Thanksgiving Day Special: Grateful Developer

Career Development

I stumbled upon an article today, written and published online by a software developer. It is very timely as we observe this year's Thanksgiving Day. Neil McAllister shares his reasons to be grateful as a software developer.

Open Source Tools. Nowadays, compilers, libraries, editors, linkers, and debuggers come free for software developers. Gone are the days when they had to pay for access to header files. It is definitely “not okay” for tools vendors, but something to be grateful for among developers.

Online Document and Support. The days of printed programming manuals on physical books were over too. Thanks to the internet - instant access to thousands of pages of tutorial and reference material is just a click away! Mailing lists, message boards, wiki-based documentation, and crowd-sourced Q&A shared on social media
platforms have been significantly helpful too.

Modern IDEs. “Automatic error checking, class browsers, instant documentation -- the list of advantages goes on. Stick to command-line tools if you prefer, but if you've never learned your way around an IDE like Eclipse or Visual Studio, you're probably not as productive as you could be.” wrote McAllister.

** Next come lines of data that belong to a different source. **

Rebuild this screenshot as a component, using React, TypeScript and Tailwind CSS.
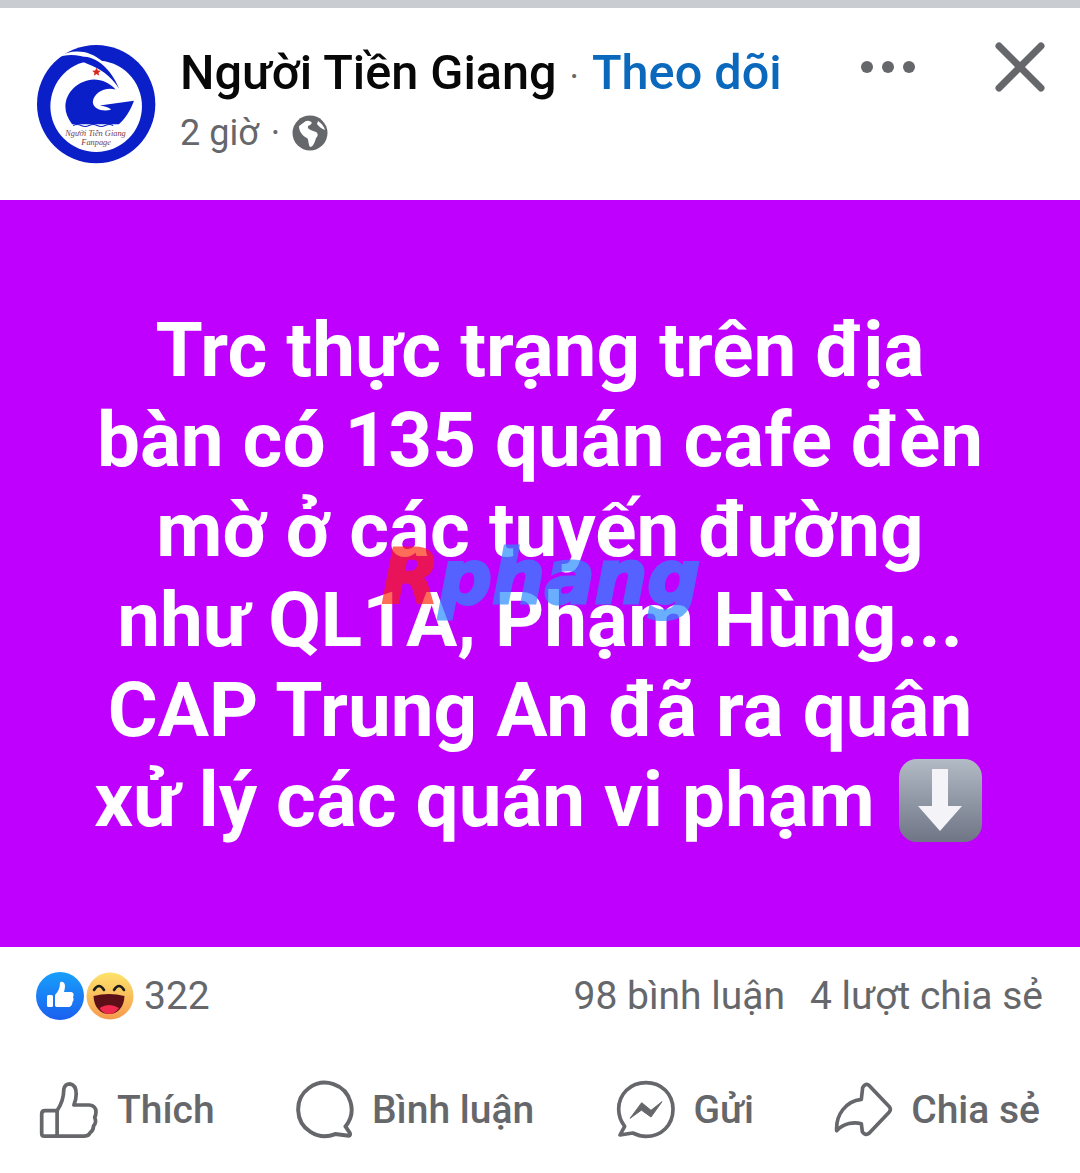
import React from "react";

const G = "#65676b";

function Logo() {
  return (
    <svg width="119" height="119" viewBox="110 135 356 356" className="shrink-0">
      <circle cx="287" cy="312" r="177" fill="#0a1fc8" />
      <circle cx="287" cy="318" r="137" fill="#fff" />
      <path d="M170 172 C240 130 325 165 358 268 C340 225 300 190 240 168 C215 162 190 165 170 172Z" fill="#fff" />
      <path d="M205 178 C265 150 325 190 356 266 C330 225 295 205 262 192 C240 182 222 178 205 178Z" fill="#0a1fc8" />
      <path d="M288 203 l4 8 9 1 -7 6 2 9 -8 -5 -8 5 2 -9 -7 -6 9 -1Z" fill="#d8281c" />
      <path d="M345 268 C310 260 280 280 277 305 C277 328 310 336 332 328 C322 320 310 318 298 316 L400 302 C388 335 372 358 355 372 L215 372 C202 355 195 338 195 320 C195 275 235 240 280 238 C305 238 330 250 345 268Z" fill="#0a1fc8" />
      <path d="M218 376 q12 -6 24 0 t24 0 t24 0 t24 0 t24 0" fill="none" stroke="#0a1fc8" strokeWidth="3" />
      <text x="285" y="408" textAnchor="middle" fontFamily="'Liberation Serif', serif" fontStyle="italic" fontSize="25" fill="#7d3a3a">Người Tiền Giang</text>
      <text x="287" y="434" textAnchor="middle" fontFamily="'Liberation Serif', serif" fontStyle="italic" fontSize="25" fill="#7d3a3a">Fanpage</text>
    </svg>
  );
}

function Globe() {
  return (
    <svg width="36" height="36" viewBox="0 0 36 36" className="shrink-0">
      <circle cx="18" cy="18" r="17.5" fill={G} />
      <path d="M7 11 C11 9 13 5 17 6 C22 7 19 10 16 11 C15 14 19 15 21 16 C26 17 27 20 24 23 C23 27 21 32 18 32 C16 29 17 25 15 23 C11 21 7 17 7 11Z" fill="#fff" />
      <path d="M26 6 C29 8 32 11 33 15 C30 14 27 12 25 9Z" fill="#fff" />
    </svg>
  );
}

function LikeBadge() {
  return (
    <svg width="48" height="48" viewBox="0 0 48 48" className="shrink-0">
      <defs>
        <linearGradient id="lk" x1="0" y1="0" x2="0" y2="1">
          <stop offset="0" stopColor="#18a0fb" />
          <stop offset="1" stopColor="#1b5ff0" />
        </linearGradient>
      </defs>
      <circle cx="24" cy="24" r="24" fill="url(#lk)" />
      <rect x="11" y="23" width="6" height="12" rx="1.5" fill="#fff" />
      <path d="M19 34 V23 C22 20 24 16 24 11 C24 9 29 9 29 14 C29 16 28.500 18 28 20 H35 C38 20 38 24 37 25 C38 27 37.500 29 36.500 30 C36.500 32 35.500 33 35 34 C34 35 33 35 31 35 H22 C21 35 20 35 19 34Z" fill="#fff" />
    </svg>
  );
}

function HahaBadge() {
  return (
    <svg width="48" height="48" viewBox="0 0 48 48" className="shrink-0">
      <defs>
        <linearGradient id="hh" x1="0" y1="0" x2="0" y2="1">
          <stop offset="0" stopColor="#fde36a" />
          <stop offset="1" stopColor="#f59a4d" />
        </linearGradient>
      </defs>
      <circle cx="24" cy="24" r="23.500" fill="url(#hh)" />
      <path d="M8 18 q5 -8 10 0 M28 18 q5 -8 10 0" fill="none" stroke="#1d1d1d" strokeWidth="2.600" strokeLinecap="round" />
      <path d="M7.500 24 Q23 20 38.500 24 C38 36 31 42 23 42 C15 42 8 36 7.500 24Z" fill="#5c0f17" />
      <path d="M13.500 36 Q23 30 33 36 C30 40 27 42 23 42 C19 42 16 40 13.500 36Z" fill="#f0294e" />
    </svg>
  );
}

function ThumbIcon() {
  return (
    <svg width="62" height="60" viewBox="115 385 185 178" className="shrink-0" fill="none" stroke={G} strokeWidth="11" strokeLinejoin="round" strokeLinecap="round">
      <path d="M126 486 Q126 476 136 476 L172 476 L172 552 L134 552 Q126 552 126 544Z" />
      <path d="M172 476 C188 452 192 432 192 412 Q195 396 210 396 Q229 399 229 426 C229 440 226 450 222 459 L268 459 Q288 461 288 480 Q288 490 284 496 Q291 510 281 521 Q280 535 271 541 Q267 552 254 552 L172 552" />
    </svg>
  );
}

function CommentIcon() {
  return (
    <svg width="60" height="60" viewBox="880 385 182 182" className="shrink-0" fill="none" stroke={G} strokeWidth="12" strokeLinejoin="round" strokeLinecap="round">
      <path d="M1036 526 A81 81 0 1 0 1005 549 L1046 554 Q1052 553 1049 545Z" />
    </svg>
  );
}

function MessengerIcon() {
  return (
    <svg width="60" height="60" viewBox="45 57 180 180" className="shrink-0" fill="none" stroke={G} strokeWidth="11" strokeLinejoin="round" strokeLinecap="round">
      <path d="M135 65 C88 65 53 99 53 145 C53 166 61 183 71 196 L57 222 L95 216 C108 222 120 226 135 226 C182 226 216 192 216 145 C216 99 182 65 135 65Z" />
      <path d="M88 171 L122 125 L150 148 L183 122 L150 168 L122 148Z" fill={G} stroke={G} strokeWidth="3" />
    </svg>
  );
}

function ShareIcon() {
  return (
    <svg width="60" height="60" viewBox="697 57 180 180" className="shrink-0" fill="none" stroke={G} strokeWidth="11" strokeLinejoin="round" strokeLinecap="round">
      <path d="M786 80 Q795 64 806 74 L866 137 Q872 145 866 153 L806 216 Q794 226 785 212 L782 188 C760 182 730 186 708 209 C705 162 735 120 782 115Z" />
    </svg>
  );
}

function DownArrow() {
  return (
    <span className="inline-flex w-[83px] h-[83px] rounded-[18px] bg-gradient-to-b from-[#b3bbc6] to-[#6f7585] items-center justify-center align-middle ml-[24px] mr-[4px] mt-[-10px]">
      <svg width="46" height="64" viewBox="0 0 46 64">
        <path d="M15 1 H31 V38 H45 L23 63 L1 38 H15Z" fill="#f3f3f8" />
      </svg>
    </span>
  );
}

export default function App() {
  return (
    <div className="w-[1080px] h-[1173px] bg-white flex flex-col overflow-hidden font-['Roboto',sans-serif]">
      <div className="h-[8px] bg-[#c9ccd1]" />

      <header className="h-[192px] flex items-start pl-[37px] pr-[34px] pt-[37px]">
        <Logo />
        <div className="ml-[24px] flex flex-col">
          <div className="flex items-baseline h-[58px] mt-[-1px]">
            <span className="text-[48.6px] leading-[58px] font-medium text-[#080809]">Người Tiền Giang</span>
            <span className="text-[36px] text-[#65676b] mx-[13px]">·</span>
            <span className="text-[48.6px] leading-[58px] font-medium text-[#0a68bd]">Theo dõi</span>
          </div>
          <div className="flex items-center mt-[9px] text-[36px] leading-[44px] text-[#65676b]">
            <span>2 giờ</span>
            <span className="ml-[12px] mr-[12px]">·</span>
            <Globe />
          </div>
        </div>
        <div className="ml-auto flex items-start">
          <div className="flex gap-[9px] mt-[16px]">
            <span className="w-[12px] h-[12px] rounded-full bg-[#65676b]" />
            <span className="w-[12px] h-[12px] rounded-full bg-[#65676b]" />
            <span className="w-[12px] h-[12px] rounded-full bg-[#65676b]" />
          </div>
          <svg width="52" height="52" viewBox="0 0 52 52" className="ml-[79px] mt-[-4px]" fill="none" stroke={G} strokeWidth="7" strokeLinecap="round">
            <path d="M5 5 L47 47 M47 5 L5 47" />
          </svg>
        </div>
      </header>

      <main className="relative h-[747px] bg-[#bf00ff] flex items-center justify-center">
        <p className="text-center text-white font-bold text-[76.4px] leading-[90px] whitespace-nowrap pt-[2px]">
          Trc thực trạng trên địa
          <br />
          bàn có 135 quán cafe đèn
          <br />
          mờ ở các tuyến đường
          <br />
          như QL1A, Phạm Hùng...
          <br />
          CAP Trung An đã ra quân
          <br />
          xử lý các quán vi phạm
          <DownArrow />
        </p>
        <span className="absolute left-[382px] top-[332px] text-[74px] leading-[90px] font-bold italic whitespace-nowrap font-['DejaVu_Sans',sans-serif]">
          <span className="text-[#ff1e00] opacity-65 [-webkit-text-stroke:3px_#ff1e00]">R</span>
          <span className="text-[#2a8cff] opacity-70 [-webkit-text-stroke:3px_#2a8cff]">phang</span>
        </span>
      </main>

      <section className="h-[96px] flex items-center justify-between pl-[36px] pr-[37px] pt-[2px] text-[39px] text-[#65676b]">
        <div className="flex items-center">
          <LikeBadge />
          <span className="ml-[2px]">
            <HahaBadge />
          </span>
          <span className="ml-[10px]">322</span>
        </div>
        <div className="flex items-center gap-[25px]">
          <span>98 bình luận</span>
          <span>4 lượt chia sẻ</span>
        </div>
      </section>

      <footer className="flex items-center justify-between pl-[38px] pr-[40px] mt-[37px] text-[39px] font-medium text-[#65676b]">
        <div className="flex items-center gap-[17px]">
          <ThumbIcon />
          <span>Thích</span>
        </div>
        <div className="flex items-center gap-[18px] mr-[2px]">
          <CommentIcon />
          <span>Bình luận</span>
        </div>
        <div className="flex items-center gap-[18px]">
          <MessengerIcon />
          <span>Gửi</span>
        </div>
        <div className="flex items-center gap-[18px]">
          <ShareIcon />
          <span>Chia sẻ</span>
        </div>
      </footer>
    </div>
  );
}
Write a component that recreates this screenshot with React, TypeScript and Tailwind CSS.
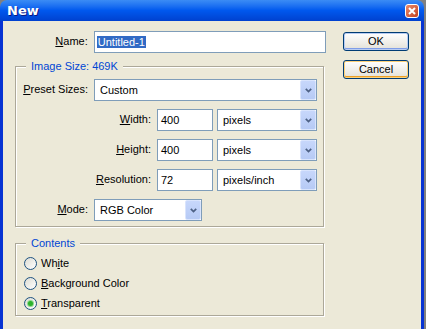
import React from "react";

function Chevron() {
  return (
    <svg width="7" height="5" viewBox="0 0 7 5">
      <path d="M0.8 0.8 L3.5 3.6 L6.2 0.8" stroke="#4D6185" strokeWidth="1.7" fill="none" />
    </svg>
  );
}

function Select({ value, w }: { value: string; w: string }) {
  return (
    <div className={`${w} h-[22px] border border-[#7F9DB9] bg-white flex items-stretch`}>
      <span className="flex-1 pl-[5px] flex items-center">{value}</span>
      <div className="w-[16px] rounded-[2px] bg-gradient-to-b from-[#C7D7FB] to-[#B6CAF5] border border-[#D9E4FD] flex items-center justify-center">
        <Chevron />
      </div>
    </div>
  );
}

function TextBox({ value, w }: { value: string; w: string }) {
  return (
    <div className={`${w} h-[22px] border border-[#7F9DB9] bg-white flex items-center pl-[3px]`}>
      {value}
    </div>
  );
}

function Radio({ checked, children }: { checked?: boolean; children: React.ReactNode }) {
  return (
    <div className="flex items-center gap-[4px] h-[13px]">
      <div className="w-[13px] h-[13px] rounded-full border border-[#1C5180] bg-gradient-to-br from-[#DCDCD3] to-white flex items-center justify-center">
        {checked && <div className="w-[5px] h-[5px] rounded-full bg-[#2DB22D] shadow-[0_0_0_1px_#8FD88F]" />}
      </div>
      <span className="leading-[13px]">{children}</span>
    </div>
  );
}

function Group({ title, children, className }: { title: string; children: React.ReactNode; className: string }) {
  return (
    <div className={`relative w-[309px] border border-[#ACA899] shadow-[inset_1px_1px_0_#fff,1px_1px_0_#fff] ${className}`}>
      <span className="absolute left-[10px] -top-[7px] px-[5px] bg-[#ECE9D8] text-[#0046D5] leading-[13px]">
        {title}
      </span>
      {children}
    </div>
  );
}

export default function App() {
  return (
    <div className="w-[426px] h-[329px] bg-[#808080] overflow-hidden font-['Liberation_Sans',Arial,sans-serif] text-[11px] text-black">
      <div className="w-[424px] h-full flex flex-col">
        {/* Title bar */}
        <div className="h-[21px] shrink-0 rounded-t-[7px] bg-gradient-to-b from-[#3B8CF5] via-[#0058EE] to-[#0041CF] flex items-start pl-[7px] pr-[5px]">
          <span className="mt-[3px] leading-[15px] font-['DejaVu_Sans',sans-serif] font-bold text-[13px] text-white [text-shadow:1px_1px_0_#0A1883]">
            New
          </span>
          <div className="ml-auto mt-[4px] w-[14px] h-[14px] rounded-[3px] border border-white bg-gradient-to-br from-[#E9896A] to-[#C4401C] flex items-center justify-center">
            <svg width="8" height="8" viewBox="0 0 8 8">
              <path d="M1 1 L7 7 M7 1 L1 7" stroke="#fff" strokeWidth="2" />
            </svg>
          </div>
        </div>

        {/* Body */}
        <div className="flex-1 bg-[#ECE9D8] border-l-[3px] border-r-[3px] border-[#0733D3] flex pl-[12px] pt-[10px]">
          <div className="w-[311px]">
            {/* Name */}
            <div className="flex items-center">
              <span className="w-[79px] text-right pr-[6px] pb-[2px]">
                <span className="underline">N</span>ame:
              </span>
              <div className="w-[233px] h-[22px] border border-[#7F9DB9] bg-white flex items-center pl-[2px]">
                <span className="bg-[#316AC5] text-white leading-[12px] px-[1px]">Untitled-1</span>
              </div>
            </div>

            <Group title="Image Size: 469K" className="mt-[13px] pt-[12px] pb-[5px]">
              <div className="flex flex-col gap-[8px]">
                <div className="flex items-center">
                  <span className="w-[78px] text-right pr-[6px] pb-[2px]">
                    <span className="underline">P</span>reset Sizes:
                  </span>
                  <Select value="Custom" w="w-[223px]" />
                </div>
                <div className="flex items-center">
                  <span className="w-[141px] text-right pr-[6px] pb-[2px]">
                    <span className="underline">W</span>idth:
                  </span>
                  <TextBox value="400" w="w-[56px]" />
                  <div className="ml-[4px]">
                    <Select value="pixels" w="w-[100px]" />
                  </div>
                </div>
                <div className="flex items-center">
                  <span className="w-[141px] text-right pr-[6px] pb-[2px]">
                    <span className="underline">H</span>eight:
                  </span>
                  <TextBox value="400" w="w-[56px]" />
                  <div className="ml-[4px]">
                    <Select value="pixels" w="w-[100px]" />
                  </div>
                </div>
                <div className="flex items-center">
                  <span className="w-[141px] text-right pr-[6px] pb-[2px]">
                    <span className="underline">R</span>esolution:
                  </span>
                  <TextBox value="72" w="w-[56px]" />
                  <div className="ml-[4px]">
                    <Select value="pixels/inch" w="w-[100px]" />
                  </div>
                </div>
                <div className="flex items-center">
                  <span className="w-[78px] text-right pr-[6px] pb-[2px]">
                    <span className="underline">M</span>ode:
                  </span>
                  <Select value="RGB Color" w="w-[108px]" />
                </div>
              </div>
            </Group>

            <Group title="Contents" className="mt-[16px] pt-[13px] pb-[5px] pl-[8px]">
              <div className="flex flex-col gap-[7px]">
                <Radio>
                  Wh<span className="underline">i</span>te
                </Radio>
                <Radio>
                  <span className="underline">B</span>ackground Color
                </Radio>
                <Radio checked>
                  <span className="underline">T</span>ransparent
                </Radio>
              </div>
            </Group>
          </div>

          {/* Buttons */}
          <div className="ml-[17px] pt-[1px] flex flex-col gap-[9px]">
            <button className="w-[66px] h-[19px] rounded-[3px] border border-[#003C74] bg-gradient-to-b from-white to-[#E3E1D8] shadow-[inset_0_0_0_1px_#B8CCF2,inset_0_-1px_0_1px_#7F9DE8] flex items-center justify-center">
              OK
            </button>
            <button className="w-[66px] h-[19px] rounded-[3px] border border-[#003C74] bg-gradient-to-b from-white to-[#E3E1D8] shadow-[inset_0_0_0_1px_#FCD17A,inset_0_-1px_0_1px_#EBA026] flex items-center justify-center">
              Cancel
            </button>
          </div>
        </div>
      </div>
    </div>
  );
}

Desktop Virtualization. For software developers, coding is one thing; testing and QA is another. Desktop virtualization has wiped the need for multiple workstations. McAllister mentioned VMware Workstation's snapshot management capabilities. With just a few clicks, developers can do multiple tasks at the same time, all from the same window on a desktop.

Distributed Version Control. Thanks again to the open source movement. Where once version control might have seemed like a formality, the community-based development model made it a necessity, which led to the development of modern, distributed version control systems like Git and Mercurial that allow developers
continuous access to source code trees anytime and wherever they are in the world.

I encourage you to read Neil McAllister’s entire article because it is insightful. We at Otter Labs greet you with a happy Thanksgiving, and we hope that you’ll find time to stay away from your computers to relax this week.